_SHORT EXERCISE_
Omit all images. Write out the rest of the material exactly.

_AVAILABLE DATA_
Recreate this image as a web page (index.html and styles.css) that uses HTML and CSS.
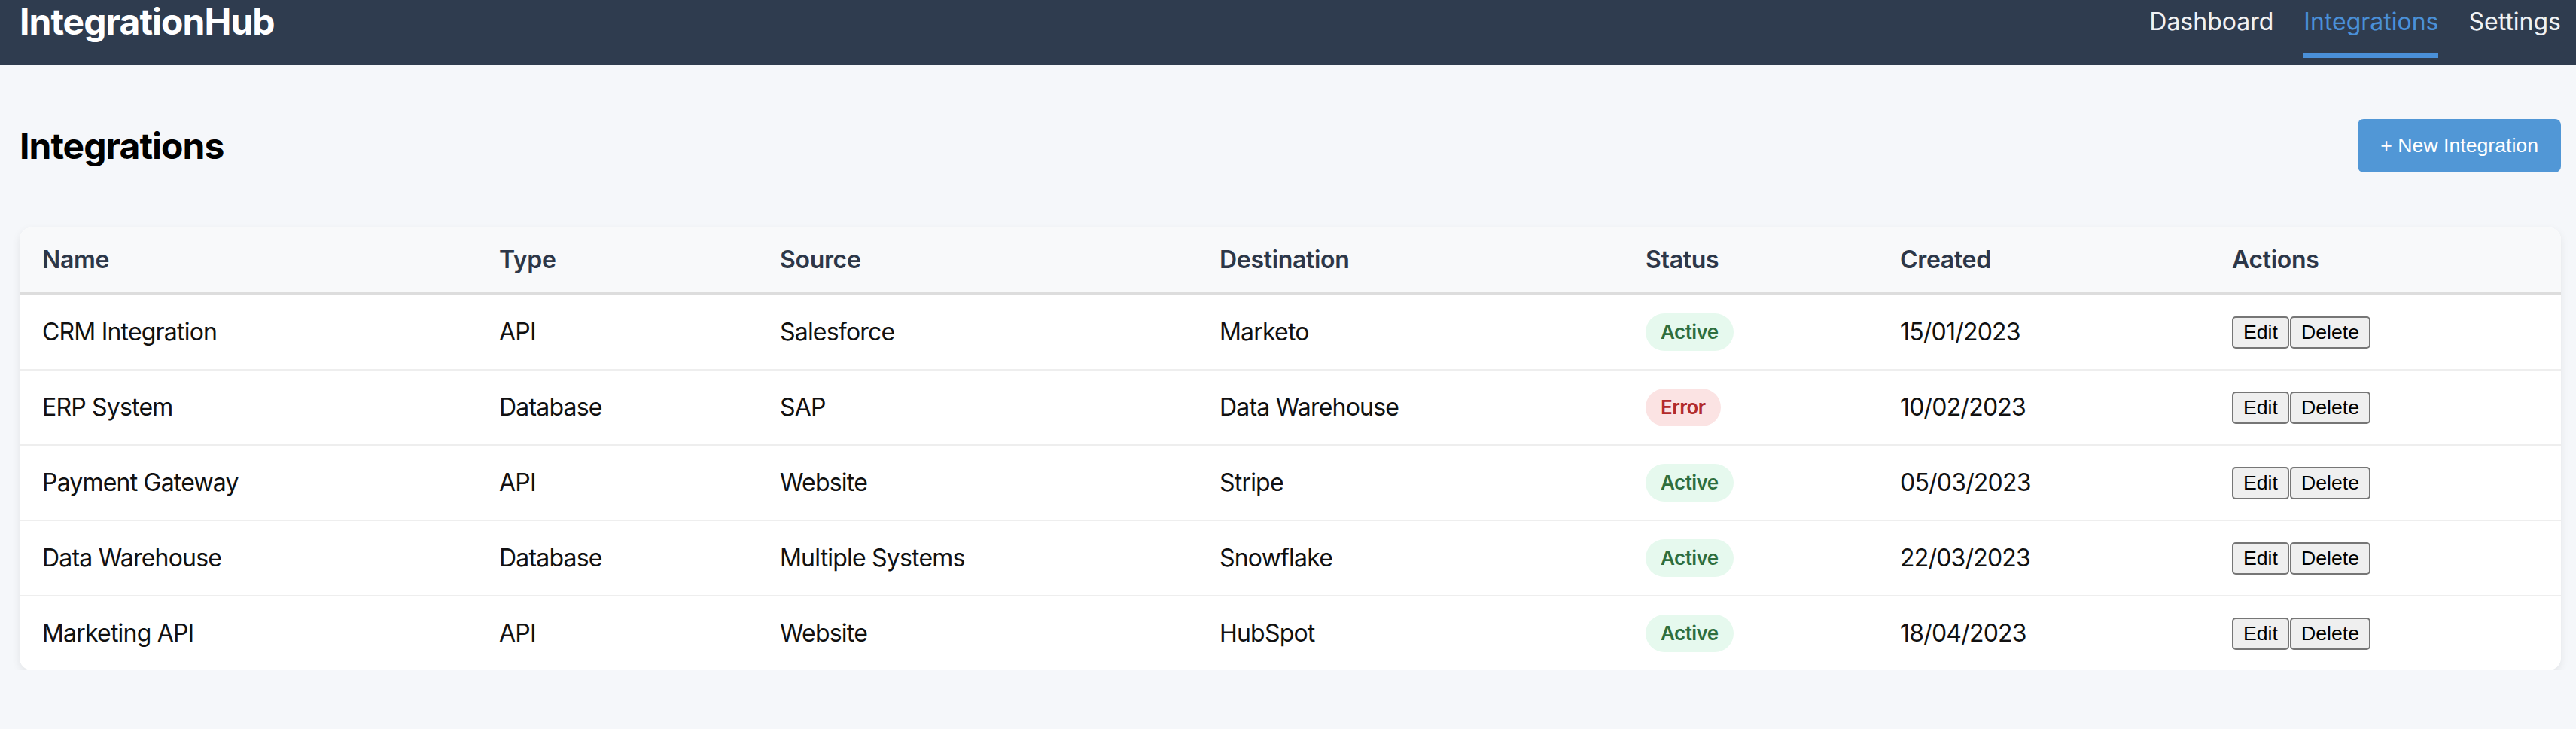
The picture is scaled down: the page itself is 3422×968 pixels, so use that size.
FILE: index.html
```html
<!DOCTYPE html>
<html lang="en">
<head>
<meta charset="utf-8">
<title>IntegrationHub</title>
<link rel="stylesheet" href="styles.css">
</head>
<body>
<nav class="navbar">
  <div class="brand">IntegrationHub</div>
  <ul class="nav-links">
    <li><a class="nav-link" href="#">Dashboard</a></li>
    <li><a class="nav-link active" href="#">Integrations</a></li>
    <li><a class="nav-link" href="#">Settings</a></li>
  </ul>
</nav>
<main class="content">
  <div class="page-header">
    <h1 class="page-title">Integrations</h1>
    <button class="btn-primary">+ New Integration</button>
  </div>
  <div class="card">
    <table class="data-table">
      <colgroup>
        <col class="col-name">
        <col class="col-type">
        <col class="col-source">
        <col class="col-dest">
        <col class="col-status">
        <col class="col-created">
        <col class="col-actions">
      </colgroup>
      <thead>
        <tr>
          <th>Name</th><th>Type</th><th>Source</th><th>Destination</th><th>Status</th><th>Created</th><th>Actions</th>
        </tr>
      </thead>
      <tbody>
        <tr>
          <td>CRM Integration</td><td>API</td><td>Salesforce</td><td>Marketo</td>
          <td><span class="badge badge-active">Active</span></td><td>15/01/2023</td>
          <td><span class="actions"><button class="btn-sm">Edit</button><button class="btn-sm">Delete</button></span></td>
        </tr>
        <tr>
          <td>ERP System</td><td>Database</td><td>SAP</td><td>Data Warehouse</td>
          <td><span class="badge badge-error">Error</span></td><td>10/02/2023</td>
          <td><span class="actions"><button class="btn-sm">Edit</button><button class="btn-sm">Delete</button></span></td>
        </tr>
        <tr>
          <td>Payment Gateway</td><td>API</td><td>Website</td><td>Stripe</td>
          <td><span class="badge badge-active">Active</span></td><td>05/03/2023</td>
          <td><span class="actions"><button class="btn-sm">Edit</button><button class="btn-sm">Delete</button></span></td>
        </tr>
        <tr>
          <td>Data Warehouse</td><td>Database</td><td>Multiple Systems</td><td>Snowflake</td>
          <td><span class="badge badge-active">Active</span></td><td>22/03/2023</td>
          <td><span class="actions"><button class="btn-sm">Edit</button><button class="btn-sm">Delete</button></span></td>
        </tr>
        <tr>
          <td>Marketing API</td><td>API</td><td>Website</td><td>HubSpot</td>
          <td><span class="badge badge-active">Active</span></td><td>18/04/2023</td>
          <td><span class="actions"><button class="btn-sm">Edit</button><button class="btn-sm">Delete</button></span></td>
        </tr>
      </tbody>
    </table>
  </div>
</main>
</body>
</html>
```
FILE: styles.css
```css
html, body {
  margin: 0;
  padding: 0;
}

body {
  background: #f5f7fa;
  font-family: Inter, "Noto Sans", sans-serif;
  letter-spacing: -0.02em;
  color: #111;
}

.navbar {
  display: flex;
  justify-content: space-between;
  align-items: flex-start;
  height: 86px;
  box-sizing: border-box;
  padding: 0 20px 0 26px;
  background: #2f3c4f;
}

.brand {
  font-size: 48px;
  font-weight: 700;
  line-height: 58px;
  letter-spacing: -0.02em;
  color: #ffffff;
}

.nav-links {
  display: flex;
  gap: 40px;
  list-style: none;
  margin: 0;
  padding: 0;
}

.nav-link {
  display: block;
  font-size: 32px;
  line-height: 39px;
  letter-spacing: 0;
  padding-top: 9px;
  padding-bottom: 23px;
  border-bottom: 6px solid transparent;
  color: #f0f2f5;
  text-decoration: none;
}

.nav-link.active {
  color: #4a90d9;
  border-bottom-color: #4a90d9;
}

.content {
  padding: 72px 20px 0 26px;
}

.page-header {
  display: flex;
  justify-content: space-between;
  align-items: center;
  margin-bottom: 73px;
}

.page-title {
  margin: 0;
  font-size: 48px;
  font-weight: 700;
  line-height: 58px;
  letter-spacing: -0.02em;
  color: #000;
}

.btn-primary {
  font-family: "Liberation Sans", Arial, sans-serif;
  font-size: 26.67px;
  line-height: normal;
  letter-spacing: normal;
  padding: 20px 30px;
  border: 0;
  border-radius: 8px;
  background: #5197d6;
  color: #fff;
}

.card {
  background: #fff;
  border-radius: 16px;
  box-shadow: 0 4px 12px rgba(0, 0, 0, 0.08);
  overflow: hidden;
}

.data-table {
  width: 100%;
  border-collapse: collapse;
  table-layout: fixed;
}

.col-name { width: 607px; }
.col-type { width: 373px; }
.col-source { width: 584px; }
.col-dest { width: 566px; }
.col-status { width: 338px; }
.col-created { width: 441px; }
.col-actions { width: 467px; }

.data-table th {
  text-align: left;
  padding: 24px 30px;
  font-size: 32px;
  font-weight: 600;
  line-height: 38px;
  color: #2d3748;
  background: #f8f9fa;
  border-bottom: 4px solid #dddddd;
}

.data-table td {
  padding: 24px 30px;
  font-size: 32px;
  line-height: 38px;
  letter-spacing: -0.025em;
  color: #111;
  border-bottom: 2px solid #eeeeee;
  vertical-align: middle;
}

.data-table tbody tr:last-child td {
  border-bottom: none;
}

.badge {
  display: inline-block;
  vertical-align: middle;
  padding: 8px 20px;
  border-radius: 25px;
  font-size: 26px;
  font-weight: 600;
  line-height: 34px;
  letter-spacing: -0.02em;
}

.badge-active {
  background: #e6f9ee;
  color: #2e6e3e;
}

.badge-error {
  background: #fbe3e3;
  color: #b22b2b;
}

.actions {
  display: inline-flex;
  gap: 1px;
  vertical-align: middle;
}

.btn-sm {
  font-family: "Liberation Sans", Arial, sans-serif;
  font-size: 26.67px;
  line-height: normal;
  letter-spacing: normal;
  padding: 4px 13px;
  border: 2px solid #767676;
  border-radius: 5px;
  background: #efefef;
  color: #000;
}
```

_EXERCISE SOLUTION_
Recreate this image as a web page (index.html and styles.css) that uses HTML and CSS.
The picture is scaled down: the page itself is 3422×968 pixels, so use that size.
FILE: index.html
```html
<!DOCTYPE html>
<html lang="en">
<head>
<meta charset="utf-8">
<title>IntegrationHub</title>
<link rel="stylesheet" href="styles.css">
</head>
<body>
<nav class="navbar">
  <div class="brand">IntegrationHub</div>
  <ul class="nav-links">
    <li><a class="nav-link" href="#">Dashboard</a></li>
    <li><a class="nav-link active" href="#">Integrations</a></li>
    <li><a class="nav-link" href="#">Settings</a></li>
  </ul>
</nav>
<main class="content">
  <div class="page-header">
    <h1 class="page-title">Integrations</h1>
    <button class="btn-primary">+ New Integration</button>
  </div>
  <div class="card">
    <table class="data-table">
      <colgroup>
        <col class="col-name">
        <col class="col-type">
        <col class="col-source">
        <col class="col-dest">
        <col class="col-status">
        <col class="col-created">
        <col class="col-actions">
      </colgroup>
      <thead>
        <tr>
          <th>Name</th><th>Type</th><th>Source</th><th>Destination</th><th>Status</th><th>Created</th><th>Actions</th>
        </tr>
      </thead>
      <tbody>
        <tr>
          <td>CRM Integration</td><td>API</td><td>Salesforce</td><td>Marketo</td>
          <td><span class="badge badge-active">Active</span></td><td>15/01/2023</td>
          <td><span class="actions"><button class="btn-sm">Edit</button><button class="btn-sm">Delete</button></span></td>
        </tr>
        <tr>
          <td>ERP System</td><td>Database</td><td>SAP</td><td>Data Warehouse</td>
          <td><span class="badge badge-error">Error</span></td><td>10/02/2023</td>
          <td><span class="actions"><button class="btn-sm">Edit</button><button class="btn-sm">Delete</button></span></td>
        </tr>
        <tr>
          <td>Payment Gateway</td><td>API</td><td>Website</td><td>Stripe</td>
          <td><span class="badge badge-active">Active</span></td><td>05/03/2023</td>
          <td><span class="actions"><button class="btn-sm">Edit</button><button class="btn-sm">Delete</button></span></td>
        </tr>
        <tr>
          <td>Data Warehouse</td><td>Database</td><td>Multiple Systems</td><td>Snowflake</td>
          <td><span class="badge badge-active">Active</span></td><td>22/03/2023</td>
          <td><span class="actions"><button class="btn-sm">Edit</button><button class="btn-sm">Delete</button></span></td>
        </tr>
        <tr>
          <td>Marketing API</td><td>API</td><td>Website</td><td>HubSpot</td>
          <td><span class="badge badge-active">Active</span></td><td>18/04/2023</td>
          <td><span class="actions"><button class="btn-sm">Edit</button><button class="btn-sm">Delete</button></span></td>
        </tr>
      </tbody>
    </table>
  </div>
</main>
</body>
</html>
```
FILE: styles.css
```css
html, body {
  margin: 0;
  padding: 0;
}

body {
  background: #f5f7fa;
  font-family: Inter, "Noto Sans", sans-serif;
  letter-spacing: -0.02em;
  color: #111;
}

.navbar {
  display: flex;
  justify-content: space-between;
  align-items: flex-start;
  height: 86px;
  box-sizing: border-box;
  padding: 0 20px 0 26px;
  background: #2f3c4f;
}

.brand {
  font-size: 48px;
  font-weight: 700;
  line-height: 58px;
  letter-spacing: -0.02em;
  color: #ffffff;
}

.nav-links {
  display: flex;
  gap: 40px;
  list-style: none;
  margin: 0;
  padding: 0;
}

.nav-link {
  display: block;
  font-size: 32px;
  line-height: 39px;
  letter-spacing: 0;
  padding-top: 9px;
  padding-bottom: 23px;
  border-bottom: 6px solid transparent;
  color: #f0f2f5;
  text-decoration: none;
}

.nav-link.active {
  color: #4a90d9;
  border-bottom-color: #4a90d9;
}

.content {
  padding: 72px 20px 0 26px;
}

.page-header {
  display: flex;
  justify-content: space-between;
  align-items: center;
  margin-bottom: 73px;
}

.page-title {
  margin: 0;
  font-size: 48px;
  font-weight: 700;
  line-height: 58px;
  letter-spacing: -0.02em;
  color: #000;
}

.btn-primary {
  font-family: "Liberation Sans", Arial, sans-serif;
  font-size: 26.67px;
  line-height: normal;
  letter-spacing: normal;
  padding: 20px 30px;
  border: 0;
  border-radius: 8px;
  background: #5197d6;
  color: #fff;
}

.card {
  background: #fff;
  border-radius: 16px;
  box-shadow: 0 4px 12px rgba(0, 0, 0, 0.08);
  overflow: hidden;
}

.data-table {
  width: 100%;
  border-collapse: collapse;
  table-layout: fixed;
}

.col-name { width: 607px; }
.col-type { width: 373px; }
.col-source { width: 584px; }
.col-dest { width: 566px; }
.col-status { width: 338px; }
.col-created { width: 441px; }
.col-actions { width: 467px; }

.data-table th {
  text-align: left;
  padding: 24px 30px;
  font-size: 32px;
  font-weight: 600;
  line-height: 38px;
  color: #2d3748;
  background: #f8f9fa;
  border-bottom: 4px solid #dddddd;
}

.data-table td {
  padding: 24px 30px;
  font-size: 32px;
  line-height: 38px;
  letter-spacing: -0.025em;
  color: #111;
  border-bottom: 2px solid #eeeeee;
  vertical-align: middle;
}

.data-table tbody tr:last-child td {
  border-bottom: none;
}

.badge {
  display: inline-block;
  vertical-align: middle;
  padding: 8px 20px;
  border-radius: 25px;
  font-size: 26px;
  font-weight: 600;
  line-height: 34px;
  letter-spacing: -0.02em;
}

.badge-active {
  background: #e6f9ee;
  color: #2e6e3e;
}

.badge-error {
  background: #fbe3e3;
  color: #b22b2b;
}

.actions {
  display: inline-flex;
  gap: 1px;
  vertical-align: middle;
}

.btn-sm {
  font-family: "Liberation Sans", Arial, sans-serif;
  font-size: 26.67px;
  line-height: normal;
  letter-spacing: normal;
  padding: 4px 13px;
  border: 2px solid #767676;
  border-radius: 5px;
  background: #efefef;
  color: #000;
}
```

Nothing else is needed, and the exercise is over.